Evolution will not push past that to arrive at some hypothetical "ideal endpoint", because that society with work splitting is fitter for survival than a monoculture would be.

[–] [email protected] 6 points 2 days ago* (last edited 2 days ago)

It doesn't happen in reality, of course. It's just a hypothetical.

But there are obviously cases in nature where species have not changed (much/noticeably) for millions of years. I would call that pretty much end game, given the set of animal and plant (and other) life forms present up to that point. But sure, apocalyptic changes will turn that upside down.
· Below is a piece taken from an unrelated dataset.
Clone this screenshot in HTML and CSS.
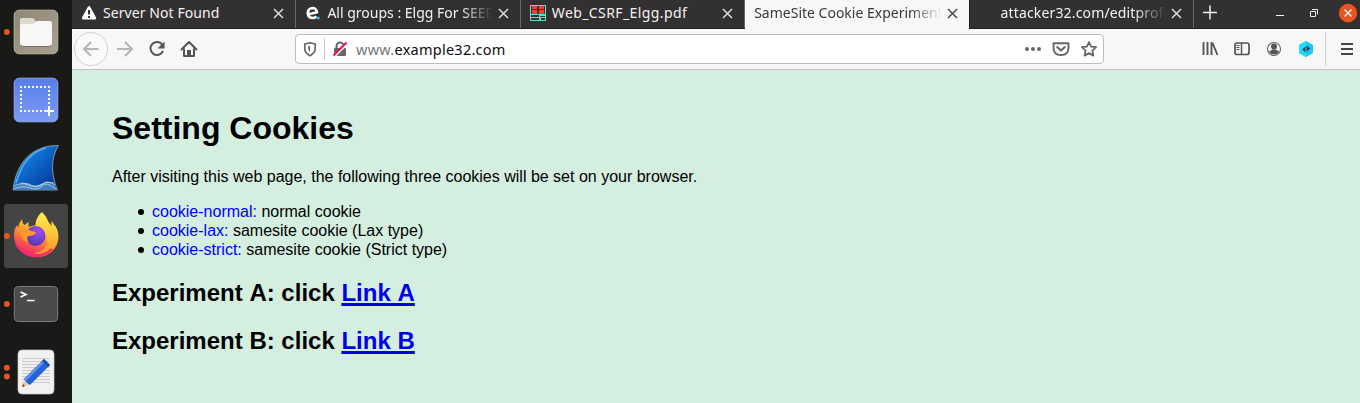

You could argue that those are also part of nature and that adaptation to those scenarios are also a part of evolution.

I tend to both agree and disagree. 😅

[–] [email protected] 29 points 2 days ago (2 children)

I unironically love Latinisation (and Greekification).

“Crabification” would have worked just fine to express this idea, but “carcinisation” sounds so scientific and erudite.

People dog on English, but I think it’s really cool how we have other ancient source languages to pull from to coin “smart” words when needed. And when you dig into the etymology of the “fancy” word, it adds texture, layers, history, and extra context to the whole thing.

Ok, that was a tangent. Carry on.

[–] [email protected] 18 points 2 days ago

A few additional fun points about this:

  • "Crab" is Germanic.
  • "-ification" itself has its roots in Latin, so even your proposal would be "Latinised".
  • "carcino- comes from Ancient Greek.
  • True crabs' scientific name, "Brachyura", is Neo-Latin derived from Ancient Greek.
[–] [email protected] 9 points 2 days ago

I mean most of the European languages do the same with mostly ancient Greek and Latin.